**Stated problem**:
Check each line of the listing below for the string "React", and copy the ones that have it.

**Entries shown**:

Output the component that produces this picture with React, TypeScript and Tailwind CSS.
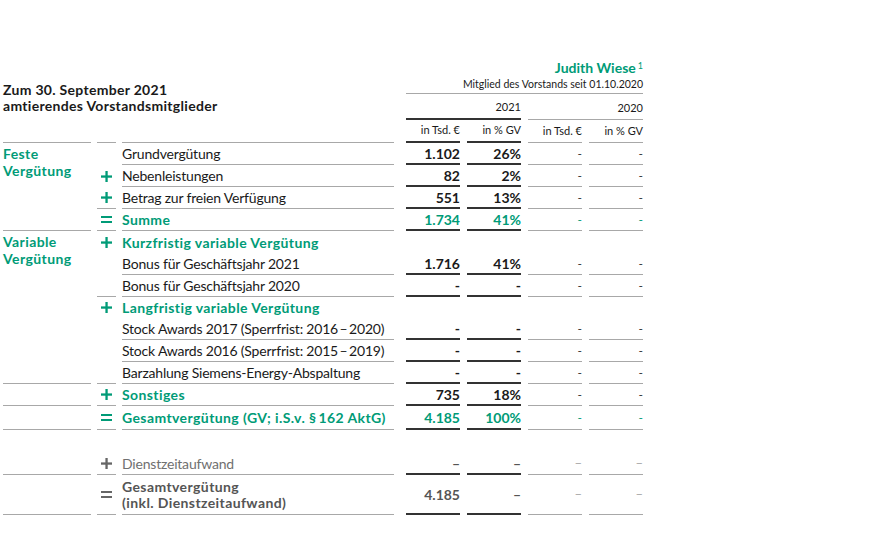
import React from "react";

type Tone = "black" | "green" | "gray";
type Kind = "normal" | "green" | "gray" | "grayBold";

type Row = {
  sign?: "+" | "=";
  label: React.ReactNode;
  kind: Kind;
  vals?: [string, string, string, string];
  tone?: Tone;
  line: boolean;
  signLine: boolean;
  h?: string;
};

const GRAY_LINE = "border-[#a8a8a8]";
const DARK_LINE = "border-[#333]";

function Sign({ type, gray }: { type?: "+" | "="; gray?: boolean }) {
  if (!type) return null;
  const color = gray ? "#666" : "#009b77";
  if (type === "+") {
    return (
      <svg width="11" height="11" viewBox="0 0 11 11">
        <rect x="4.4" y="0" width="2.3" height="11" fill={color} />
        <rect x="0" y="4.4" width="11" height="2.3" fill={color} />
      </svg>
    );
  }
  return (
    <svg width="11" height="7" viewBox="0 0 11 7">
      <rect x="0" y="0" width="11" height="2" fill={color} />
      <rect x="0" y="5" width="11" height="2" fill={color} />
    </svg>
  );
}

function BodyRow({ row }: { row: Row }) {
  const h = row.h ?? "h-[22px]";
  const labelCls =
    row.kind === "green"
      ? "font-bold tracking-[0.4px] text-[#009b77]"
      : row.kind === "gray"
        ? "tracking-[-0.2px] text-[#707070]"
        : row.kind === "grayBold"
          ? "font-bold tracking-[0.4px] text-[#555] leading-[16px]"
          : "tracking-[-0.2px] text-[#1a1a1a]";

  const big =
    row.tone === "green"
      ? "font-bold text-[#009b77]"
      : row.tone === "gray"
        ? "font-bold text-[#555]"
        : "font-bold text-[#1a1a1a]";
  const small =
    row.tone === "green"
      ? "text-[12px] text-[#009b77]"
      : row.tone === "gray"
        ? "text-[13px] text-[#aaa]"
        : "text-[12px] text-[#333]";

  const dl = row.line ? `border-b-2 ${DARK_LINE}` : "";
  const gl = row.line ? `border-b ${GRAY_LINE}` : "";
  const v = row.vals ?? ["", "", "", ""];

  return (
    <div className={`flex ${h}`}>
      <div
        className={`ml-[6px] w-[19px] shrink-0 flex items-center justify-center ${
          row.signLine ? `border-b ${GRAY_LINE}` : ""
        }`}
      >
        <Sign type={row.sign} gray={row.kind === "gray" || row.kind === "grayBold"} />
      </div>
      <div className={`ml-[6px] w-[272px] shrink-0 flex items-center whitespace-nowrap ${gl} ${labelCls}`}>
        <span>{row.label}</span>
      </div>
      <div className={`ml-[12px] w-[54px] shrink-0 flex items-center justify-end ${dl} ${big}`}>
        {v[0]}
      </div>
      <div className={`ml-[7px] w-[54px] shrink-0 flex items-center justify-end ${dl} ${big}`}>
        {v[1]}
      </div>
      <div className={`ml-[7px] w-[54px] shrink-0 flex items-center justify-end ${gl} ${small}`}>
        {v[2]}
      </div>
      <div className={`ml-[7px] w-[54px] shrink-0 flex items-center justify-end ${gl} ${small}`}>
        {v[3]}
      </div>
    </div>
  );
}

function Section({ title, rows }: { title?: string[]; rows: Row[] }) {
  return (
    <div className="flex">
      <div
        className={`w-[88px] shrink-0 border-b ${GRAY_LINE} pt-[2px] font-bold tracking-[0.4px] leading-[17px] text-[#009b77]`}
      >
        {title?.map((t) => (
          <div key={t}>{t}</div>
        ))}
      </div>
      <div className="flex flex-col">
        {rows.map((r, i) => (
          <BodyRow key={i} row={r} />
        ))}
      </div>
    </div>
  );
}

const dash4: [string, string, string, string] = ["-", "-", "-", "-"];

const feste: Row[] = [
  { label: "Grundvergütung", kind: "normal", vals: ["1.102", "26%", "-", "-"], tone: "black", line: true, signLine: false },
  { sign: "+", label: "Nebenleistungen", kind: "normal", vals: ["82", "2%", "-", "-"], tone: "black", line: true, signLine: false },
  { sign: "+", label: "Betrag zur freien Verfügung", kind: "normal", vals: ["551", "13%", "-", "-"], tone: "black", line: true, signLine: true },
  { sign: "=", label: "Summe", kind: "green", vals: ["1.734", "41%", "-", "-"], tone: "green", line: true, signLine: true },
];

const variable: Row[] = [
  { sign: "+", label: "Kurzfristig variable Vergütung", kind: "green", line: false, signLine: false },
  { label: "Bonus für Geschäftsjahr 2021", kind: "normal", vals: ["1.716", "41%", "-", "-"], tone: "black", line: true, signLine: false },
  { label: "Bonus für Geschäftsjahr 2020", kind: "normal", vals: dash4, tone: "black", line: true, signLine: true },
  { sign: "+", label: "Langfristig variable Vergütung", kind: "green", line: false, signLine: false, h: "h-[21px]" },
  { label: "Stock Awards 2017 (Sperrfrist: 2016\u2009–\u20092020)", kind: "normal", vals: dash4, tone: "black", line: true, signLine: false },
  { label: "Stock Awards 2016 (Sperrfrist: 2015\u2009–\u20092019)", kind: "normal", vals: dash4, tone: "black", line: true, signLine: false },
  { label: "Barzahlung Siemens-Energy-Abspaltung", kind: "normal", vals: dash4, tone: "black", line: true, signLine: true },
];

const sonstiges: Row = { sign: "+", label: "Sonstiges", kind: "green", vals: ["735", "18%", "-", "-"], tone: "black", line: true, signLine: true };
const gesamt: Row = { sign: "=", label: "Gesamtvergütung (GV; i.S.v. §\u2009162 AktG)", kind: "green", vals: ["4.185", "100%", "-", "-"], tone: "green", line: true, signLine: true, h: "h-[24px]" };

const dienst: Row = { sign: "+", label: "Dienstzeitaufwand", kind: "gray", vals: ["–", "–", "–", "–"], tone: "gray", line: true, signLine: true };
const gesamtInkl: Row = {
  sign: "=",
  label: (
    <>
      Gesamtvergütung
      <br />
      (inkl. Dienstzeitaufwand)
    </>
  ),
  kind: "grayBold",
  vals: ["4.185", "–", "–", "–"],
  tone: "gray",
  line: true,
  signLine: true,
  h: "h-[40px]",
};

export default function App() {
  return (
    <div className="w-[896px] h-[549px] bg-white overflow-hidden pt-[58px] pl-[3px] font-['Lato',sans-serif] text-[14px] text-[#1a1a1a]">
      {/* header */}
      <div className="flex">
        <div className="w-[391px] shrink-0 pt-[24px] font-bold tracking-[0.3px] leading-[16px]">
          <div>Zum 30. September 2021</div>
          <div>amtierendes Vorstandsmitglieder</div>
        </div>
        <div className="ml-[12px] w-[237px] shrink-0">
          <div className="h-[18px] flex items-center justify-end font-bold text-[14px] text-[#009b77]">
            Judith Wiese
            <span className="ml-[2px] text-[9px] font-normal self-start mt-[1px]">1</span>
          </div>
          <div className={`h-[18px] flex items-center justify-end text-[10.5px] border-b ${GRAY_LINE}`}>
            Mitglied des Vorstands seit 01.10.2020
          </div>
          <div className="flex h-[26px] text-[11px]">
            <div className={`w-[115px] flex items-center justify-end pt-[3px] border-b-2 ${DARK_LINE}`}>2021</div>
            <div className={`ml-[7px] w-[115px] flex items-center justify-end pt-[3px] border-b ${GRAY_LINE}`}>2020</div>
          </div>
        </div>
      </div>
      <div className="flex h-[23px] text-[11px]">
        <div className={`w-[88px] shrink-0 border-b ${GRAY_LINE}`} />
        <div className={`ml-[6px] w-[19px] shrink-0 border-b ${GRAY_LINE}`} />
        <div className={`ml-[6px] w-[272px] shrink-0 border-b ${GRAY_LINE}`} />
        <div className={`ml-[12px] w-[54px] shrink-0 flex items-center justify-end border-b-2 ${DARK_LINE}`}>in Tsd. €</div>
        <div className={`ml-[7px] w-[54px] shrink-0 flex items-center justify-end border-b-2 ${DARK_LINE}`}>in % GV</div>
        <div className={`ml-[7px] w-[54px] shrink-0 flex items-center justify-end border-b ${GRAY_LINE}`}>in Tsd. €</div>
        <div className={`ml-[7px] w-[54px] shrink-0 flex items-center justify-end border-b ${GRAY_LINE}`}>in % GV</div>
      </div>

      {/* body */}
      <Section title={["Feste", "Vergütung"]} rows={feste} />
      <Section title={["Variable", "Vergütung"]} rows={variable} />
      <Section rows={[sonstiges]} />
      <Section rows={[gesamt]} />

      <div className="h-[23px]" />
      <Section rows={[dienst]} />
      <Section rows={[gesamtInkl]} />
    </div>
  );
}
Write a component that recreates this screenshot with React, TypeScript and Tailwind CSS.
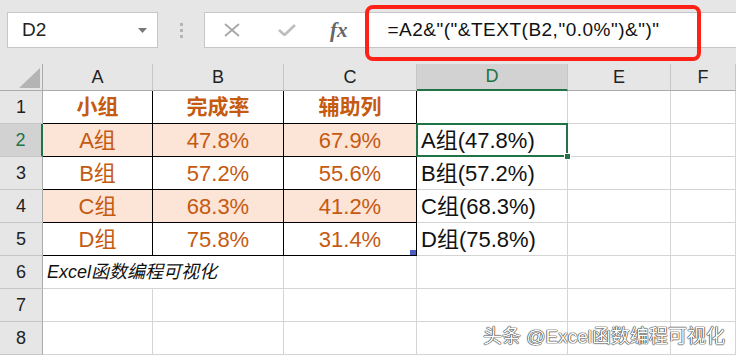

**Reply to the task**:
Output the component that produces this picture with React, TypeScript and Tailwind CSS.
import React from "react";
  label: React.ReactNode;
Write a component that recreates this screenshot with React, TypeScript and Tailwind CSS.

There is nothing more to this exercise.